This thread has been locked.

If you have a related question, please click the "Ask a related question" button in the top right corner. The newly created question will be automatically linked to this question.

TMS570LS3137: Problem with multiple TCRAM ECC error detection for same memory location

Part Number: TMS570LS3137

Hi,

On the TMS570LS3137, when using the TCRAM ECC features, it seems that when a single bit error is detected and corrected once, if a subsequent 1bit error happens for the same memory location,
the status flags are not set. Even a double bit error will not be detected if on the same memory location(no interrupt will be generated, and the status flag is not set).
For detection(1bit or 2bit) to reoccur, it needs to happen to a different memory location before it can be detected on the first location.

Is this behavior normal or did I misconfigured the DSP ?


    // First configure and then enable the ECC Checks
    // RAMOCCUR register must be cleared before setting the threshold
    regTcRam1.ramOccur.bit.sErrOccur = 0u;
    regTcRam2.ramOccur.bit.sErrOccur = 0u;
    regTcRam1.ramThreshold.bit.threshold = 1u;
    regTcRam2.ramThreshold.bit.threshold = 1u;

    // Disable single bit error interrupt.
    regTcRam1.ramIntCtrl.bit.sErrEn = 0u;
    regTcRam2.ramIntCtrl.bit.sErrEn = 0u;

    // Enables ECC detection
    regTcRam1.ramCtrl.bit.eccDetEn = 0x1;
    regTcRam2.ramCtrl.bit.eccDetEn = 0x1;


Regards,

  • Hello Charles,

    Your description of the behavior is correct. The reason for this is we don't want the CPU to get bogged down with repeated aborts/ECC error reports. The way that this works is the corrected data is stored in a buffer within the CPU. For repeated accesses to the same address location, it will access the corrected data in the buffer so the error is not generated. The aspect that I need to discuss with my colleagues so I am clear on my answer is what happens with the data once it is corrected. I know at some point, the corrected value is eventually written back to the associated RAM location to eliminate the single bit error whenever possible (i.e., when it is truly a result of a transient and not permanent error). This is so there isn't an accumulation of single bit errors that will increase the probability of an eventual uncorrectable fault/multi-bit error.

    In addition to the write back operation details, I also need to double check on the multi-bit errors and how they are handled with respect to the buffer and the write back operation.
  • Hello Charles,

    Sorry for the delay in getting back with you, but this required some digging to find the exact description of the behavior. Below is an excerpt from the ARM TRM that describes the error handling pretty well.

      

    The part of your question that this doesn't clear up is the observed behavior regarding the double bit fault. The paragraph above clearly states that the ECC logic in the CPU will generate the abort for any double or multi-bit error.
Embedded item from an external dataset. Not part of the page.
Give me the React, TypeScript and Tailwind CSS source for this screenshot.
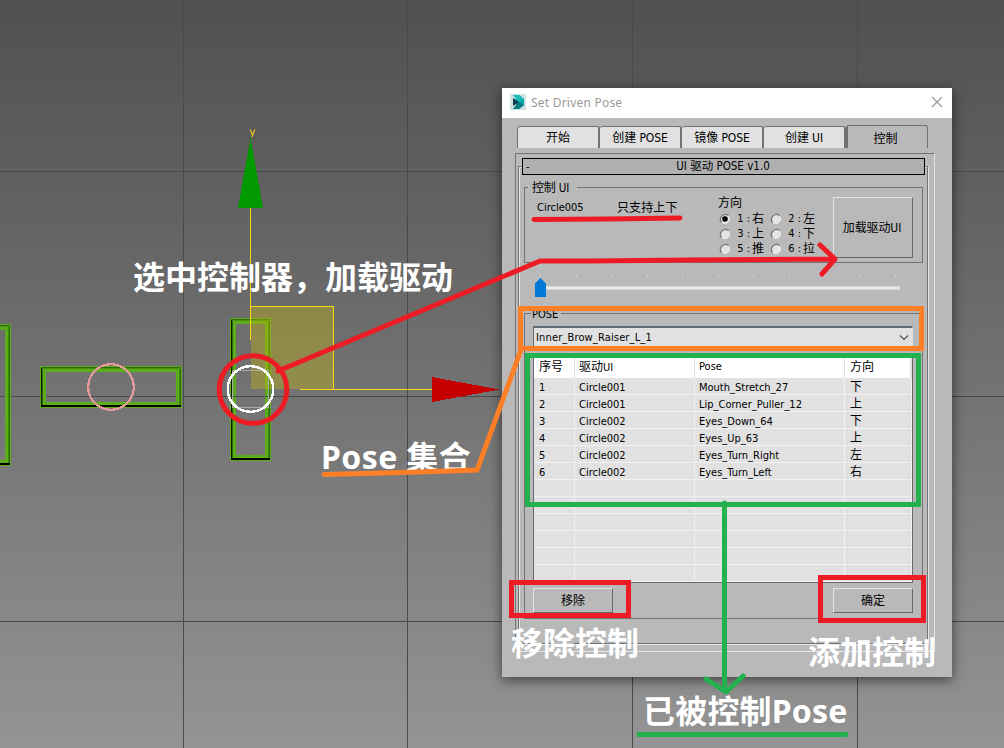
import React from "react";

const UI = "font-['DejaVu_Sans_Condensed','Noto_Sans_CJK_SC',sans-serif]";

const rows = [
  ["1", "Circle001", "Mouth_Stretch_27", "下"],
  ["2", "Circle001", "Lip_Corner_Puller_12", "上"],
  ["3", "Circle002", "Eyes_Down_64", "下"],
  ["4", "Circle002", "Eyes_Up_63", "上"],
  ["5", "Circle002", "Eyes_Turn_Right", "左"],
  ["6", "Circle002", "Eyes_Turn_Left", "右"],
  ["", "", "", ""],
  ["", "", "", ""],
  ["", "", "", ""],
  ["", "", "", ""],
  ["", "", "", ""],
  ["", "", "", ""],
];

function Frame({ x, y, w, h }: { x: number; y: number; w: number; h: number }) {
  const r = x + w;
  const b = y + h;
  return (
    <g fill="none" shapeRendering="crispEdges">
      <rect x={x + 3} y={y + 3} width={w - 6} height={h - 6} stroke="#5bad1c" strokeWidth="6" />
      <path d={`M${x + 1} ${y + 1.5}H${r - 1.5}V${b - 1}`} stroke="#2f6a0d" />
      <path d={`M${x + 2} ${y + 2.5}H${r - 3}`} stroke="#448f14" />
      <path d={`M${x + 1.5} ${y + 2}V${b - 1}`} stroke="#0a1500" />
      <path d={`M${x + 2.5} ${y + 3}V${b - 3}`} stroke="#2f6a0d" />
      <path d={`M${r - 2.5} ${y + 3}V${b - 3}`} stroke="#3f8512" />
      <path d={`M${x + 1} ${b - 2}H${r - 1}`} stroke="#000" strokeWidth="2" />
    </g>
  );
}

function Scene() {
  return (
    <svg className="absolute inset-0" width="1004" height="748" viewBox="0 0 1004 748">
      <Frame x={-100} y={324} w={111} h={142} />
      <Frame x={40} y={366} w={142} h={42} />
      <Frame x={230} y={318} w={41} h={143} />
      <g stroke="#4a4a4a" shapeRendering="crispEdges">
        <path d="M183.5 0V748M407.5 0V748M632.5 0V748M857.5 0V748M0 171.5H1004M0 396.5H5M11 396.5H43M46 396.5H176M182 396.5H1004M0 621.5H1004" />
      </g>
      <circle cx="111" cy="387" r="22.8" fill="none" stroke="#e59a9a" strokeWidth="2.2" shapeRendering="crispEdges" />
      <rect x="251" y="307" width="83" height="82" fill="#c8b80f" fillOpacity="0.38" />
      <path d="M250.5 208V340M251 306.5H333.5V389M300 389.5H432" fill="none" stroke="#f2d80a" shapeRendering="crispEdges" />
      <path d="M250.5 138L263 208H238Z" fill="#009a00" shapeRendering="crispEdges" />
      <path d="M499.5 389.5L432 377V402Z" fill="#c60000" shapeRendering="crispEdges" />
      <path d="M250 129.500l2.300 5M254.800 129.500l-3 7.500" fill="none" stroke="#e8c81a" strokeWidth="1.200" />
      <path d="M500.500 381l2 5" fill="none" stroke="#a08f1c" />
      <rect x="232.500" y="370.500" width="36" height="37" fill="none" stroke="#aaa" shapeRendering="crispEdges" />
      <circle cx="250.500" cy="389" r="22.800" fill="none" stroke="#fff" strokeWidth="2.400" shapeRendering="crispEdges" />
    </svg>
  );
}

function Tab({ label, active }: { label: string; active?: boolean }) {
  return active ? (
    <div className="flex h-[23px] w-[82px] items-center justify-center rounded-t-[3px] border-x border-t border-[#6f6f6f] border-l-2 pt-[3px] pr-1">{label}</div>
  ) : (
    <div className="mt-px flex h-[22px] w-[82px] items-center justify-center rounded-t-[3px] border-t border-r-2 border-[#737373] bg-[#e1e1e1] pt-px first:w-[83px] first:border-l">{label}</div>
  );
}

function Radio({ label, checked }: { label: string; checked?: boolean }) {
  return (
    <div className="flex h-[15px] w-[51px] items-center">
      <svg width="12" height="12" viewBox="0 0 12 12" className="mr-[5px] -ml-px shrink-0">
        <circle cx="6" cy="6" r="4.500" fill="#e4e4e4" stroke="#eee" />
        <path d="M2.500 9.500A5 5 0 0 1 9.500 2.500" fill="none" stroke="#70757a" strokeWidth="1.300" />
        {checked && <circle cx="6" cy="6" r="2.800" fill="#000" />}
      </svg>
      <span className="w-[9px] shrink-0 text-center">{label.slice(0, 1)}</span>
      <span className="w-[7px] shrink-0 text-center">:</span>
      <span className="text-[12px]">{label.slice(1)}</span>
    </div>
  );
}

function Button({ children, tall }: { children: React.ReactNode; tall?: boolean }) {
  return (
    <button
      className={
        "flex w-20 items-center justify-center border border-t-[#e4e4e4] border-l-[#e4e4e4] border-r-[#686868] border-b-[#686868] bg-[#b9b9b9] text-[12px] " +
        (tall ? "h-[61px] pr-[2px] tracking-[-0.1px]" : "h-[25px] pt-px")
      }
    >
      {children}
    </button>
  );
}

function Dialog() {
  return (
    <div className={"absolute top-[88px] left-[502px] flex h-[589px] w-[450px] flex-col bg-[#b9b9b9] text-[11px] leading-[14px] text-black shadow-[0_3px_12px_rgba(0,0,0,0.55)] " + UI}>
      <header className="flex h-[30px] shrink-0 items-center bg-white pr-[9px] pl-2">
        <svg width="16" height="16" viewBox="0 0 16 16" className="-mt-[2px]">
          <rect width="16" height="16" fill="#d3e2e4" />
          <path d="M3 1H9L14 5V11L9 15H3L6 12V4Z" fill="#0aa3a6" />
          <path d="M3 1H9L14 5L9 8L6 5Z" fill="#18bdb8" />
          <path d="M9 8L14 11L9 15H3L6 11Z" fill="#087a82" />
          <path d="M3 4L9 8L3 12Z" fill="#093f50" />
        </svg>
        <h1 className="ml-[5px] flex-1 font-['Noto_Sans',sans-serif] text-[12px] tracking-[0.22px] text-[#999]">Set Driven Pose</h1>
        <svg width="12" height="12" viewBox="0 0 12 12" className="-mt-[2px]" stroke="#999" strokeWidth="1.200">
          <path d="M1 1L11 11M11 1L1 11" />
        </svg>
      </header>
      <nav className="mt-[7px] ml-[15px] flex text-[12px] tracking-[-0.1px]">
        <Tab label="开始" />
        <Tab label="创建 POSE" />
        <Tab label="镜像 POSE" />
        <Tab label="创建 UI" />
        <Tab label="控制" active />
      </nav>
      <main className="mt-[5px] ml-[13px] h-[499px] w-[420px] border border-t-[#737373] border-r-[#e6e6e6] border-b-[#e6e6e6] border-l-[#737373]">
        <div className="mt-3 ml-[2px] flex h-[478px] w-[410px] flex-col border border-[#737373] shadow-[1px_1px_0_#e6e6e6,inset_1px_1px_0_#e6e6e6]">
          <div className="-mt-[9px] ml-[3px] flex h-[17px] w-[403px] shrink-0 items-center border border-black bg-[#b0b0b0]">
            <span className="w-0 pl-[3px]">-</span>
            <span className="flex-1 pr-1 text-center text-[11.500px] leading-[13px]">UI 驱动 POSE v1.0</span>
          </div>
          <section className="mt-3 ml-[5px] h-[76px] w-[399px] shrink-0 border border-[#737373]">
            <div className="-mt-2 ml-[3px] h-[16px] w-[49px] bg-[#b9b9b9] pl-1 text-[12px] leading-[17px] tracking-[-0.2px]">
              控制 <span className="text-[11.500px]">UI</span>
            </div>
            <div className="flex pl-3">
              <span className="mt-[5px] w-20">Circle005</span>
              <span className="mt-[5px] w-[101px] text-[12px] tracking-[0.1px]">只支持上下</span>
              <div className="w-[115px] shrink-0">
                <div className="h-[15px] text-[12px]">方向</div>
                <div className="ml-[2px] grid w-[102px] grid-cols-2">
                  <Radio label="1右" checked />
                  <Radio label="2左" />
                  <Radio label="3上" />
                  <Radio label="4下" />
                  <Radio label="5推" />
                  <Radio label="6拉" />
                </div>
              </div>
              <div className="mt-px">
                <Button tall>加载驱动UI</Button>
              </div>
            </div>
          </section>
          <div className="h-[50px] shrink-0 pt-[11px] pl-4">
            <svg width="366" height="24" viewBox="535 274 366 24" shapeRendering="crispEdges">
              {Array.from({ length: 11 }, (_, i) => (
                <rect key={i} x={540 + Math.round(i * 35.5)} y="274" width="1" height="3" fill="#cecece" />
              ))}
              <rect x="540" y="286" width="360" height="4" fill="#d6d6d6" />
              <rect x="540" y="287" width="359" height="2" fill="#e7eaea" />
              <path d="M535 283L540.500 278L546 283V297H535Z" fill="#0078d7" />
            </svg>
          </div>
          <section className="ml-[5px] h-[306px] w-[399px] shrink-0 border border-[#737373]">
            <div className="-mt-[7px] ml-[6px] h-[14px] w-[30px] bg-[#b9b9b9] pl-px leading-[15px]">POSE</div>
            <div className="mt-[5px] ml-2 flex h-[23px] w-[380px] items-center border border-t-2 border-[#5f6a72] border-r-[#e3e3e3] border-b-[#e3e3e3] bg-[#e1e1e1] pr-[3px] pl-[2px]">
              <span className="flex-1 tracking-[0.15px]">Inner_Brow_Raiser_L_1</span>
              <svg width="10" height="6" viewBox="0 0 10 6" className="-mt-px" fill="none" stroke="#555" strokeWidth="1.200">
                <path d="M1 .5L5 4.500L9 .5" />
              </svg>
            </div>
            <div className="mt-[6px] ml-2 h-[228px] w-[380px] overflow-hidden border border-[#696969] bg-[#e1e1e1]">
              <div className="grid h-[22px] grid-cols-[41px_120px_150px_1fr] bg-white text-[12px] leading-[22px]">
                <span className="border-r border-[#e1e1e1] pl-[5px]">序号</span>
                <span className="border-r border-[#e1e1e1] pl-1">驱动<span className="text-[11px]">UI</span></span>
                <span className="border-r border-[#e1e1e1] pl-1 text-[11px]">Pose</span>
                <span className="border-r-2 border-[#e1e1e1] pl-[5px]">方向</span>
              </div>
              {rows.map((r, i) => (
                <div key={i} className="grid h-[17px] grid-cols-[41px_120px_150px_1fr] border-b border-[#f2f2f2] leading-[19px]">
                  <span className="border-r border-[#f2f2f2] pl-[5px]">{r[0]}</span>
                  <span className="border-r border-[#f2f2f2] pl-1">{r[1]}</span>
                  <span className="border-r border-[#f2f2f2] pl-1">{r[2]}</span>
                  <span className="border-r border-[#f2f2f2] pl-[5px] text-[12px]">{r[3]}</span>
                </div>
              ))}
            </div>
            <div className="mt-[5px] ml-2 flex w-[380px] justify-between">
              <Button>移除</Button>
              <Button>确定</Button>
            </div>
          </section>
        </div>
      </main>
    </div>
  );
}

const NOTE = "absolute whitespace-pre font-['Noto_Sans','Noto_Sans_CJK_SC',sans-serif] text-[32px] leading-[40px] font-bold text-white ";

function Notes() {
  return (
    <>
      <p className={NOTE + "top-[257px] left-[133px]"}>选中控制器，加载驱动</p>
      <p className={NOTE + "top-[437px] left-[321px] tracking-[0.4px]"}>Pose 集合</p>
      <p className={NOTE + "top-[623px] left-[511px]"}>移除控制</p>
      <p className={NOTE + "top-[632px] left-[808px]"}>添加控制</p>
      <p className={NOTE + "top-[691px] left-[643px] tracking-[0.2px]"}>已被控制Pose</p>
      <svg className="pointer-events-none absolute inset-0" width="1004" height="748" viewBox="0 0 1004 748" fill="none" strokeWidth="5">
        <g stroke="#ed1c24">
          <circle cx="253" cy="389.500" r="33.800" />
          <path d="M278 371L540 261L590 261L688 260L834 259M820 245L835 259L822 274M534 219.500L608 219L680 218" strokeLinecap="round" strokeLinejoin="round" />
          <rect x="511.500" y="582.500" width="117" height="33" />
          <rect x="820.500" y="577.500" width="103" height="43" />
        </g>
        <g stroke="#ff7f27">
          <path d="M324 474.500L402 472.500L477 470L521 350" strokeLinecap="round" />
          <rect x="520.500" y="308.500" width="401" height="40" />
        </g>
        <g stroke="#22b14c">
          <rect x="527.500" y="355.500" width="391" height="149" />
          <path d="M724.500 503V690M706 679L726 692L743 676M639 734.500H846" strokeLinecap="round" strokeLinejoin="round" />
        </g>
      </svg>
    </>
  );
}

export default function App() {
  return (
    <div className="relative h-[748px] w-[1004px] overflow-hidden bg-linear-to-b from-[#505050] to-[#949494]">
      <Scene />
      <Dialog />
      <Notes />
    </div>
  );
}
    So we can better understand what might be happening, is there some code that demonstrates this behavior that you can post here? Preferably a CCS project, but if not it should be OK. One thing I am curious about is what does your code do when the initial uncorrectable error occurs? Do you clear the error flags and the uncorrectable error address register before accessing again? Or do you immediately go back and try to load the value again?